=== WORK TO COMPLETE ===
Starting from the line that contains "The picture is", copy every line exactly until the line that contains "const [text, setText]", which is also included.

[Items from a data source]

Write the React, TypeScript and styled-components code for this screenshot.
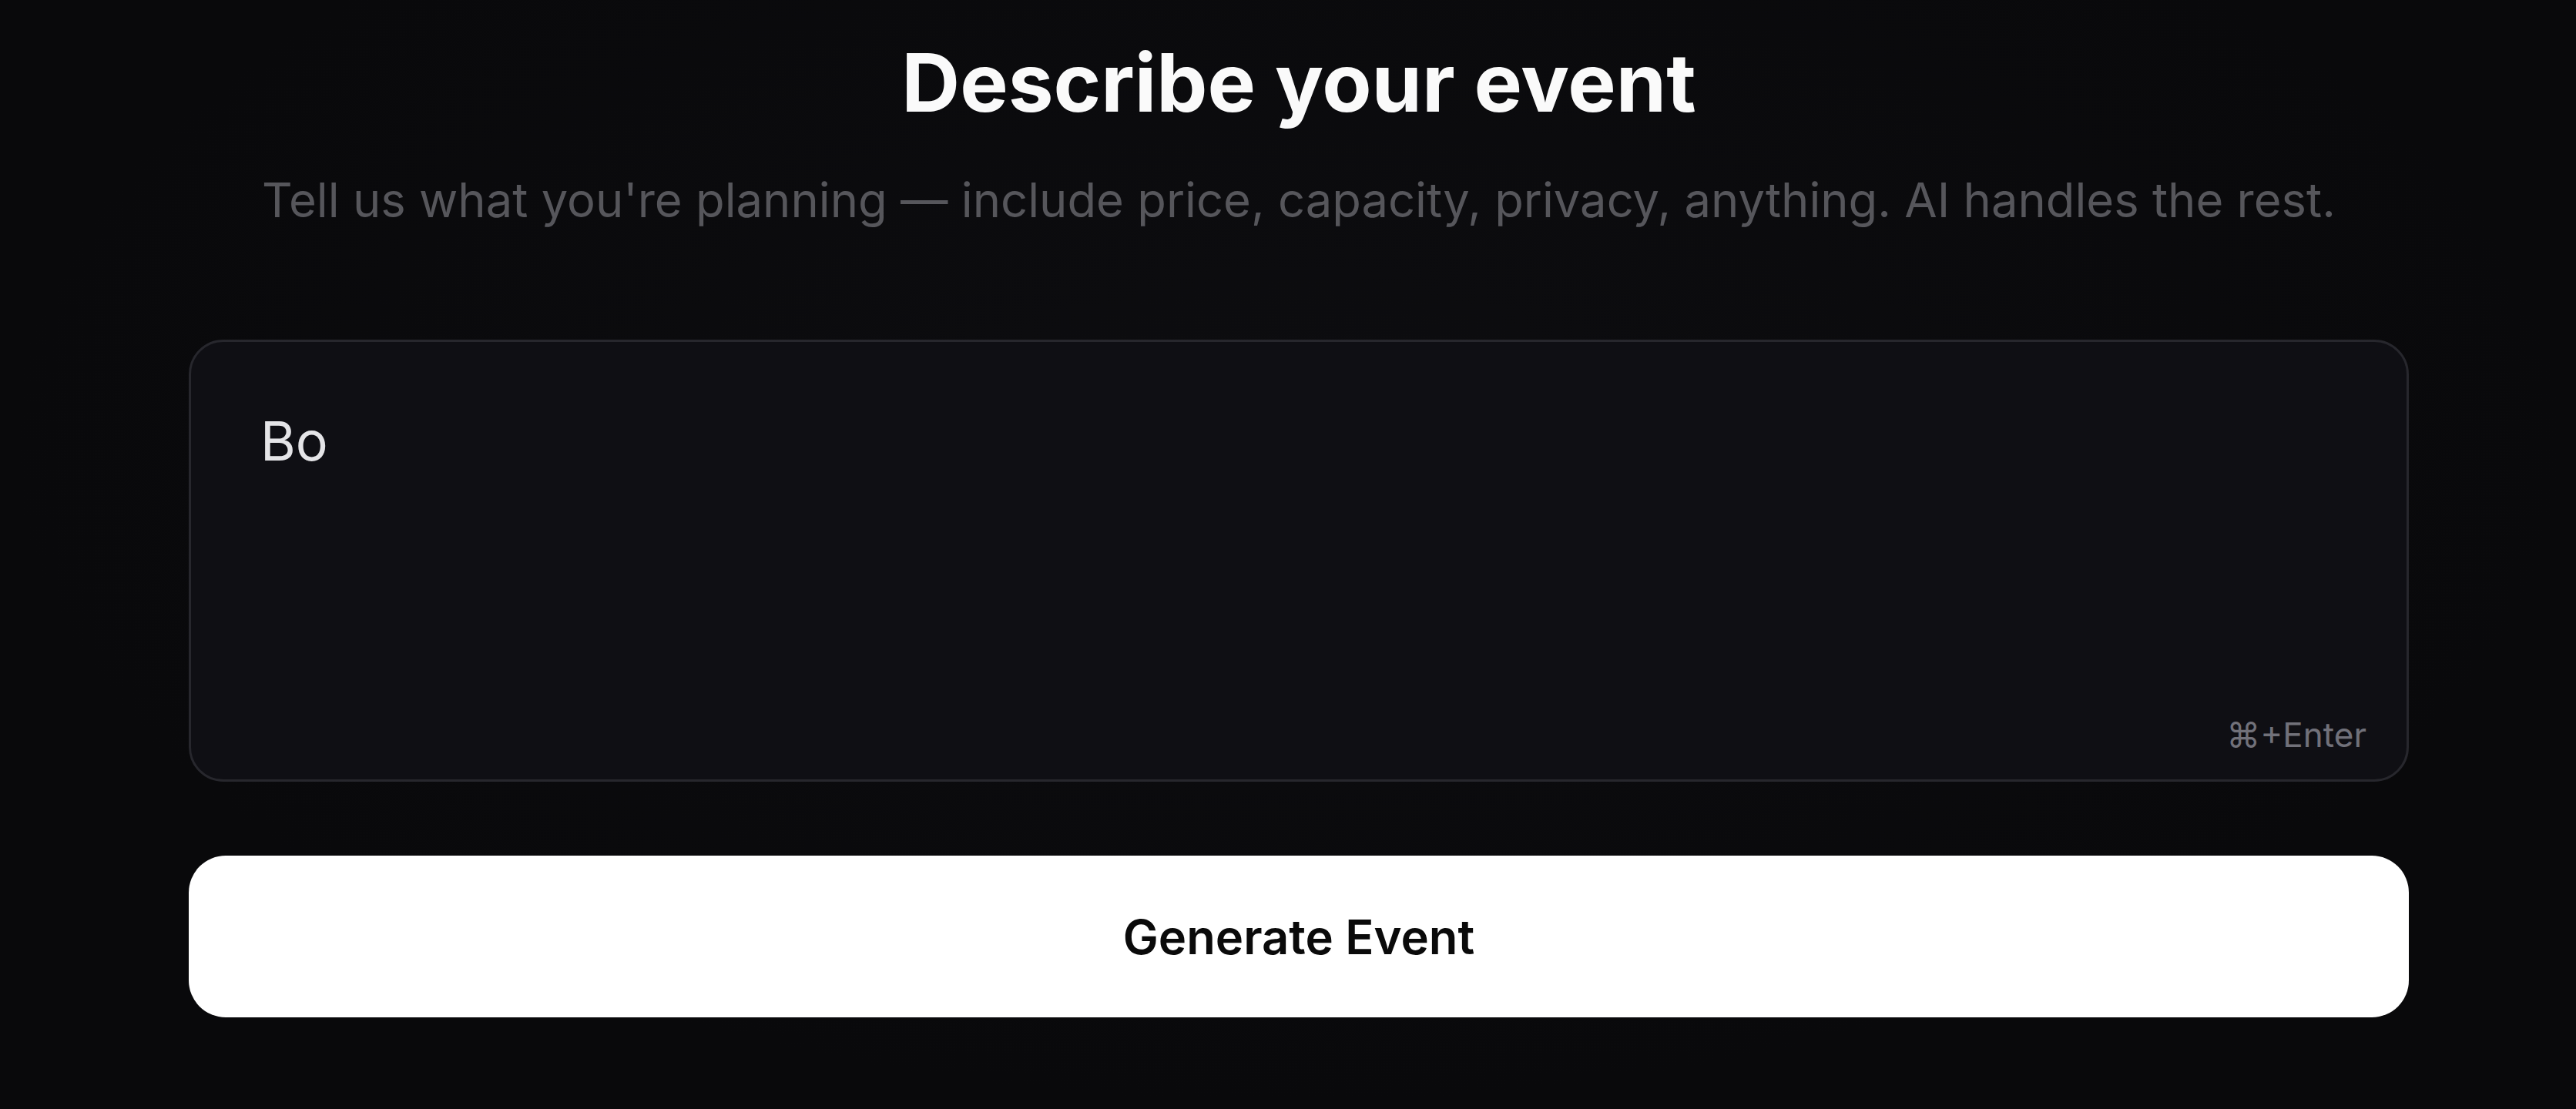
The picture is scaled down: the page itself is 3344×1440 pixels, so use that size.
import { FunctionComponent, useState } from "react";
import styled, { createGlobalStyle } from "styled-components";

const GlobalStyle = createGlobalStyle`
  html, body {
    margin: 0;
    padding: 0;
    background: #09090b;
    font-family: Inter, "Noto Sans", sans-serif;
  }
`;

const Page = styled.main`
  min-height: 1440px;
  display: flex;
  justify-content: center;
  padding: 45px 0 0 28px;
  box-sizing: border-box;
  background: radial-gradient(ellipse at 50% 40%, #0d0d10 0%, #09090b 70%);
`;

const Column = styled.section`
  width: 2882px;
  display: flex;
  flex-direction: column;
  align-items: stretch;
`;

const Title = styled.h1`
  margin: 0;
  text-align: center;
  color: #fafafa;
  font-size: 105px;
  line-height: 124px;
  font-weight: 700;
`;

const Subtitle = styled.p`
  margin: 45px 0 0;
  text-align: center;
  color: #56565b;
  font-size: 61.5px;
  line-height: 92px;
  font-weight: 400;
`;

const Field = styled.div`
  position: relative;
  margin-top: 135px;
  height: 574px;
  box-sizing: border-box;
  border: 3px solid #27272d;
  border-radius: 45px;
  background: #0f0f14;
`;

const Input = styled.textarea`
  width: 100%;
  height: 100%;
  box-sizing: border-box;
  padding: 76px 90px;
  border: none;
  outline: none;
  resize: none;
  background: transparent;
  color: #e4e4e7;
  font-family: Inter, "Noto Sans", sans-serif;
  font-size: 70px;
  line-height: 105px;
`;

const Hint = styled.span`
  position: absolute;
  right: 52px;
  bottom: 28px;
  color: #71717a;
  font-size: 44px;
  line-height: 60px;
`;

const Submit = styled.button`
  margin-top: 96px;
  height: 210px;
  border: none;
  border-radius: 48px;
  background: #ffffff;
  color: #0a0a0a;
  font-family: Inter, "Noto Sans", sans-serif;
  font-size: 61.5px;
  font-weight: 600;
  cursor: pointer;
`;

const EventPrompt: FunctionComponent = () => {
  const [text, setText] = useState("Bo");

  return (
    <Column>
      <Title>Describe your event</Title>
      <Subtitle>
        Tell us what you're planning — include price, capacity, privacy,
        anything. AI handles the rest.
      </Subtitle>
      <Field>
        <Input value={text} onChange={(e) => setText(e.target.value)} />
        <Hint>⌘+Enter</Hint>
      </Field>
      <Submit>Generate Event</Submit>
    </Column>
  );
};

const App = () => (
  <>
    <GlobalStyle />
    <Page>
      <EventPrompt />
    </Page>
  </>
);

export default App;
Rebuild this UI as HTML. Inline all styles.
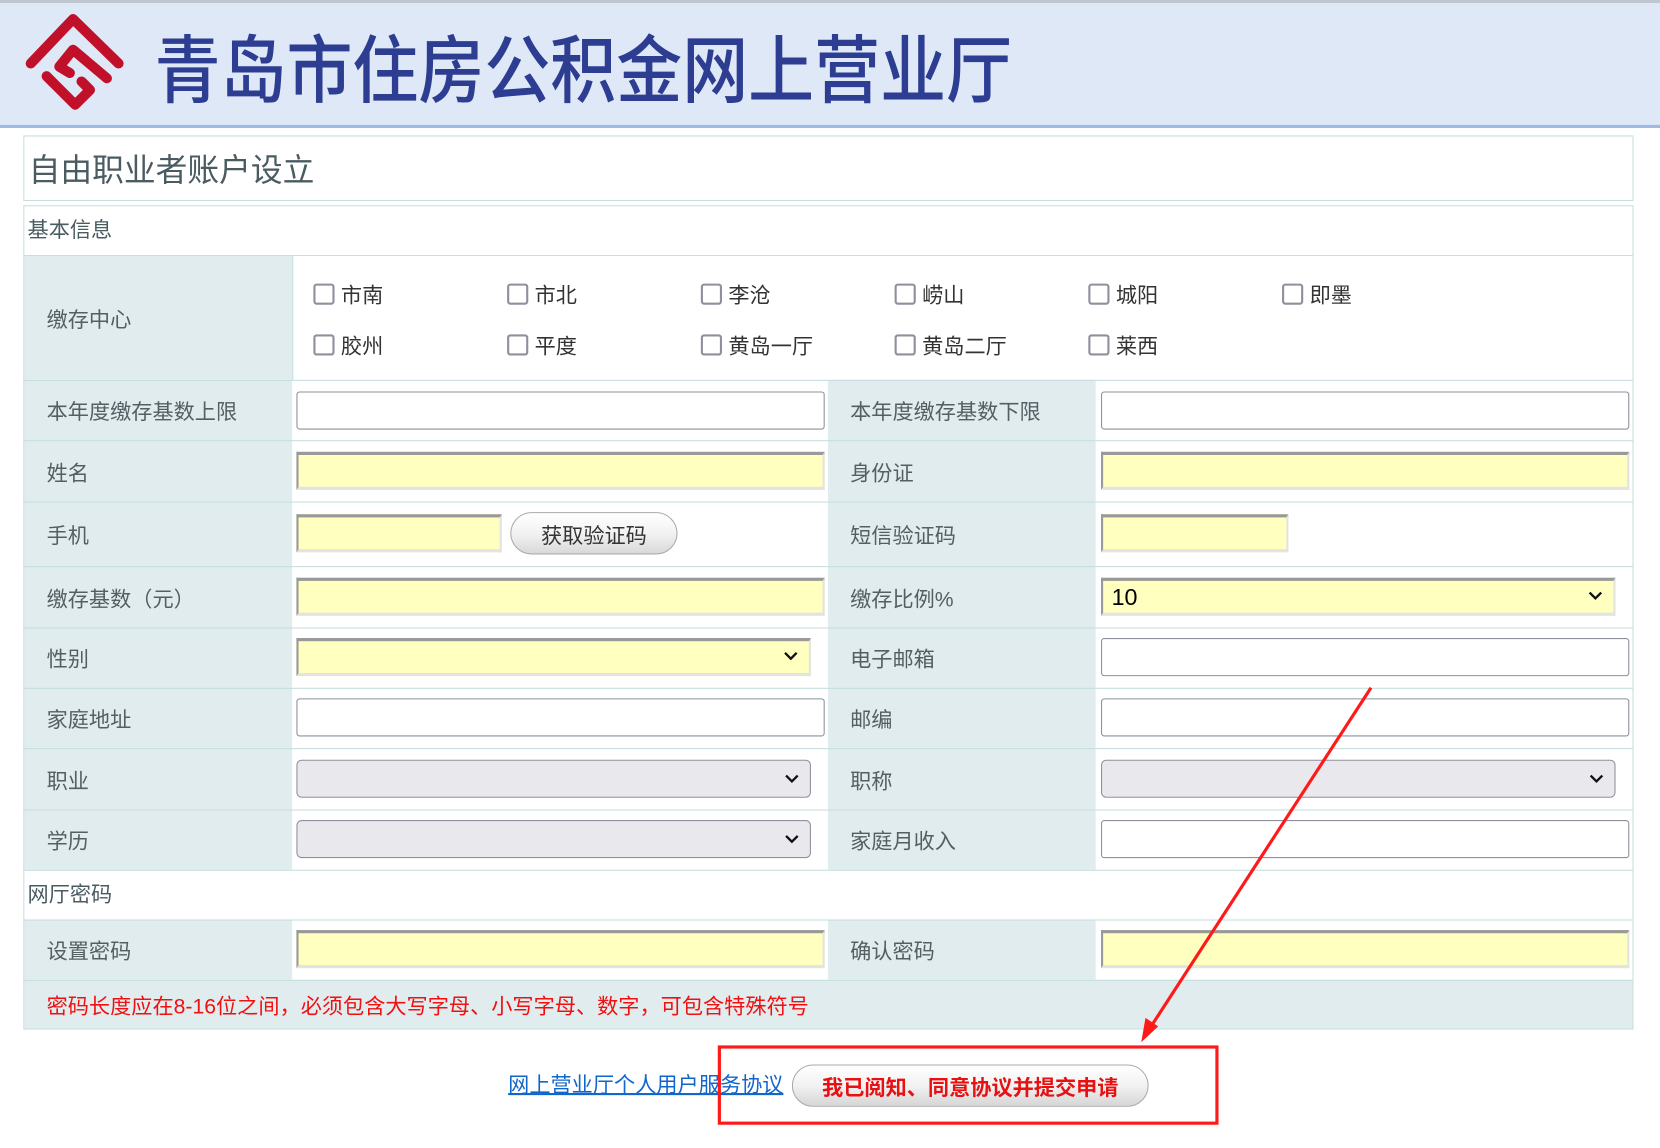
<!DOCTYPE html>
<html><head><meta charset="utf-8">
<style>
html,body{margin:0;padding:0;background:#fff;width:1660px;height:1148px;overflow:hidden}
#w{position:absolute;left:0;top:0;width:1568px;height:1085px;transform:scale(1.05867,1.0581);transform-origin:0 0;font-family:"Liberation Sans","Noto Sans CJK SC",sans-serif}
.a{position:absolute;box-sizing:border-box}
.lab{position:absolute;box-sizing:border-box;background:#e1ecef;color:#555f63;font-size:20px;display:flex;align-items:center;padding-left:21px}
.hl{position:absolute;left:22px;width:1521px;height:1px;background:#c5dede}
.inp{position:absolute;box-sizing:border-box;height:36px;background:#fff;border:1px solid #8f8f9d;border-radius:3px}
.yel{position:absolute;box-sizing:border-box;height:36px;background:#ffffc0;border-top:3px solid #999;border-left:2px solid #999;border-right:2px solid #e3e3e3;border-bottom:3px solid #e3e3e3}
.gsel{position:absolute;box-sizing:border-box;height:36px;background:#e9e9ed;border:1px solid #8f8f9d;border-radius:5px}
.chev{position:absolute;right:10px;top:10px}
.cb{position:absolute;font-size:20px;color:#333;display:flex;align-items:center}
.cb i{display:inline-block;border:2px solid #8f8f9d;border-radius:3px;margin-right:6px;box-sizing:border-box;width:20px;height:20px}
</style></head><body>
<div id="w">
<div class="a" style="left:0;top:0;width:1568px;height:3px;background:#bfc6d0"></div>
<div class="a" style="left:0;top:3px;width:1568px;height:115px;background:#dfe8f6"></div>
<div class="a" style="left:0;top:118px;width:1568px;height:3px;background:#9dbbe3"></div>
<svg class="a" style="left:0;top:0" width="130" height="120" viewBox="0 0 130 120">
<g fill="none" stroke="#c0102a" stroke-width="9.5" stroke-linecap="round" stroke-linejoin="round">
<polyline points="29,60 69,18 112,60"/>
<polyline points="66,69 56,63 69,47 101,74"/>
<polyline points="77,77 85,85 71,99 44,72"/>
</g></svg>
<div class="a" style="left:146px;top:18px;font-family:'Noto Sans CJK SC',sans-serif;font-weight:500;font-size:70px;line-height:88px;color:#2d3d91;white-space:nowrap;transform:scaleX(0.89);transform-origin:0 0">青岛市住房公积金网上营业厅</div>

<div class="a" style="left:22px;top:128px;width:1521px;height:62px;border:1px solid #c5dede"></div>
<div class="a" style="left:27px;top:140px;font-size:30px;color:#4a5b62;line-height:44px">自由职业者账户设立</div>

<div class="a" style="left:22px;top:194px;width:1521px;height:779px;border:1px solid #c5dede"></div>
<div class="a" style="left:26px;top:204px;font-size:20px;color:#4a5b62;line-height:28px">基本信息</div>

<div class="lab" style="left:23px;top:241px;width:253px;height:118px">缴存中心</div>
<div class="lab" style="left:23px;top:359px;width:253px;height:57px">本年度缴存基数上限</div>
<div class="lab" style="left:23px;top:416px;width:253px;height:58px">姓名</div>
<div class="lab" style="left:23px;top:474px;width:253px;height:61px">手机</div>
<div class="lab" style="left:23px;top:535px;width:253px;height:58px">缴存基数（元）</div>
<div class="lab" style="left:23px;top:593px;width:253px;height:57px">性别</div>
<div class="lab" style="left:23px;top:650px;width:253px;height:57px">家庭地址</div>
<div class="lab" style="left:23px;top:707px;width:253px;height:58px">职业</div>
<div class="lab" style="left:23px;top:765px;width:253px;height:57px">学历</div>
<div class="lab" style="left:23px;top:869px;width:253px;height:57px">设置密码</div>

<div class="lab" style="left:782px;top:359px;width:253px;height:57px">本年度缴存基数下限</div>
<div class="lab" style="left:782px;top:416px;width:253px;height:58px">身份证</div>
<div class="lab" style="left:782px;top:474px;width:253px;height:61px">短信验证码</div>
<div class="lab" style="left:782px;top:535px;width:253px;height:58px">缴存比例%</div>
<div class="lab" style="left:782px;top:593px;width:253px;height:57px">电子邮箱</div>
<div class="lab" style="left:782px;top:650px;width:253px;height:57px">邮编</div>
<div class="lab" style="left:782px;top:707px;width:253px;height:58px">职称</div>
<div class="lab" style="left:782px;top:765px;width:253px;height:57px">家庭月收入</div>
<div class="lab" style="left:782px;top:869px;width:253px;height:57px">确认密码</div>

<div class="lab" style="left:23px;top:926px;width:1519px;height:46px;color:#f01010">密码长度应在8-16位之间，必须包含大写字母、小写字母、数字，可包含特殊符号</div>
<div class="a" style="left:26px;top:832px;font-size:20px;color:#4a5b62;line-height:28px">网厅密码</div>

<div class="hl" style="top:241px"></div><div class="hl" style="top:359px"></div><div class="hl" style="top:416px"></div>
<div class="hl" style="top:474px"></div><div class="hl" style="top:535px"></div><div class="hl" style="top:593px"></div>
<div class="hl" style="top:650px"></div><div class="hl" style="top:707px"></div><div class="hl" style="top:765px"></div>
<div class="hl" style="top:822px"></div><div class="hl" style="top:869px"></div><div class="hl" style="top:926px"></div>
<div class="a" style="left:276px;top:241px;width:1px;height:118px;background:#c5dede"></div>

<div class="cb" style="left:296px;top:263px"><i></i>市南</div>
<div class="cb" style="left:479px;top:263px"><i></i>市北</div>
<div class="cb" style="left:662px;top:263px"><i></i>李沧</div>
<div class="cb" style="left:845px;top:263px"><i></i>崂山</div>
<div class="cb" style="left:1028px;top:263px"><i></i>城阳</div>
<div class="cb" style="left:1211px;top:263px"><i></i>即墨</div>
<div class="cb" style="left:296px;top:311px"><i></i>胶州</div>
<div class="cb" style="left:479px;top:311px"><i></i>平度</div>
<div class="cb" style="left:662px;top:311px"><i></i>黄岛一厅</div>
<div class="cb" style="left:845px;top:311px"><i></i>黄岛二厅</div>
<div class="cb" style="left:1028px;top:311px"><i></i>莱西</div>

<div class="inp" style="left:280px;top:370px;width:499px"></div>
<div class="inp" style="left:1040px;top:370px;width:499px"></div>
<div class="yel" style="left:280px;top:427px;width:499px"></div>
<div class="yel" style="left:1040px;top:427px;width:499px"></div>
<div class="yel" style="left:280px;top:486px;width:194px"></div>
<div class="a" style="left:482px;top:484px;width:158px;height:40px;border:1px solid #aaa;border-radius:20px;background:linear-gradient(#fff,#f2f2f2 50%,#d9d9d9);font-size:20px;color:#333;display:flex;align-items:center;justify-content:center">获取验证码</div>
<div class="yel" style="left:1040px;top:486px;width:177px"></div>
<div class="yel" style="left:280px;top:546px;width:499px"></div>
<div class="yel" style="left:1040px;top:546px;width:486px;font-size:22px;color:#000;line-height:32px;padding-left:8px">10<svg class="chev" style="top:9px" width="14" height="10" viewBox="0 0 14 10"><polyline points="1.5,2 7,7.5 12.5,2" fill="none" stroke="#111" stroke-width="2.2"/></svg></div>
<div class="yel" style="left:280px;top:603px;width:486px"><svg class="chev" style="top:9px" width="14" height="10" viewBox="0 0 14 10"><polyline points="1.5,2 7,7.5 12.5,2" fill="none" stroke="#111" stroke-width="2.2"/></svg></div>
<div class="inp" style="left:1040px;top:603px;width:499px"></div>
<div class="inp" style="left:280px;top:660px;width:499px"></div>
<div class="inp" style="left:1040px;top:660px;width:499px"></div>
<div class="gsel" style="left:280px;top:718px;width:486px"><svg class="chev" style="top:12px" width="14" height="10" viewBox="0 0 14 10"><polyline points="1.5,2 7,7.5 12.5,2" fill="none" stroke="#111" stroke-width="2.2"/></svg></div>
<div class="gsel" style="left:1040px;top:718px;width:486px"><svg class="chev" style="top:12px" width="14" height="10" viewBox="0 0 14 10"><polyline points="1.5,2 7,7.5 12.5,2" fill="none" stroke="#111" stroke-width="2.2"/></svg></div>
<div class="gsel" style="left:280px;top:775px;width:486px"><svg class="chev" style="top:12px" width="14" height="10" viewBox="0 0 14 10"><polyline points="1.5,2 7,7.5 12.5,2" fill="none" stroke="#111" stroke-width="2.2"/></svg></div>
<div class="inp" style="left:1040px;top:775px;width:499px"></div>
<div class="yel" style="left:280px;top:879px;width:499px"></div>
<div class="yel" style="left:1040px;top:879px;width:499px"></div>

<div class="a" style="left:480px;top:1012px;font-size:20px;line-height:28px;color:#1166cc;text-decoration:underline;white-space:nowrap">网上营业厅个人用户服务协议</div>
<div class="a" style="left:748px;top:1006px;width:337px;height:40px;border:1px solid #aaa;border-radius:20px;background:linear-gradient(#fff,#f2f2f2 50%,#d6d6d6);font-size:20px;font-weight:700;color:#e81010;display:flex;align-items:center;justify-content:center">我已阅知、同意协议并提交申请</div>
<div class="a" style="left:678px;top:988px;width:473px;height:75px;border:3px solid #ff1a1a"></div>
<svg class="a" style="left:0;top:0" width="1568" height="1085">
<line x1="1295" y1="650" x2="1086" y2="972" stroke="#ff1a1a" stroke-width="3"/>
<polygon points="1078,985 1082,962 1094,970" fill="#ff1a1a"/>
</svg>
</div>
</body></html>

=== RESPONSE TO THE EXERCISE ===
The picture is scaled down: the page itself is 3344×1440 pixels, so use that size.
import { FunctionComponent, useState } from "react";
import styled, { createGlobalStyle } from "styled-components";

const GlobalStyle = createGlobalStyle`
  html, body {
    margin: 0;
    padding: 0;
    background: #09090b;
    font-family: Inter, "Noto Sans", sans-serif;
  }
`;

const Page = styled.main`
  min-height: 1440px;
  display: flex;
  justify-content: center;
  padding: 45px 0 0 28px;
  box-sizing: border-box;
  background: radial-gradient(ellipse at 50% 40%, #0d0d10 0%, #09090b 70%);
`;

const Column = styled.section`
  width: 2882px;
  display: flex;
  flex-direction: column;
  align-items: stretch;
`;

const Title = styled.h1`
  margin: 0;
  text-align: center;
  color: #fafafa;
  font-size: 105px;
  line-height: 124px;
  font-weight: 700;
`;

const Subtitle = styled.p`
  margin: 45px 0 0;
  text-align: center;
  color: #56565b;
  font-size: 61.5px;
  line-height: 92px;
  font-weight: 400;
`;

const Field = styled.div`
  position: relative;
  margin-top: 135px;
  height: 574px;
  box-sizing: border-box;
  border: 3px solid #27272d;
  border-radius: 45px;
  background: #0f0f14;
`;

const Input = styled.textarea`
  width: 100%;
  height: 100%;
  box-sizing: border-box;
  padding: 76px 90px;
  border: none;
  outline: none;
  resize: none;
  background: transparent;
  color: #e4e4e7;
  font-family: Inter, "Noto Sans", sans-serif;
  font-size: 70px;
  line-height: 105px;
`;

const Hint = styled.span`
  position: absolute;
  right: 52px;
  bottom: 28px;
  color: #71717a;
  font-size: 44px;
  line-height: 60px;
`;

const Submit = styled.button`
  margin-top: 96px;
  height: 210px;
  border: none;
  border-radius: 48px;
  background: #ffffff;
  color: #0a0a0a;
  font-family: Inter, "Noto Sans", sans-serif;
  font-size: 61.5px;
  font-weight: 600;
  cursor: pointer;
`;

const EventPrompt: FunctionComponent = () => {
  const [text, setText] = useState("Bo");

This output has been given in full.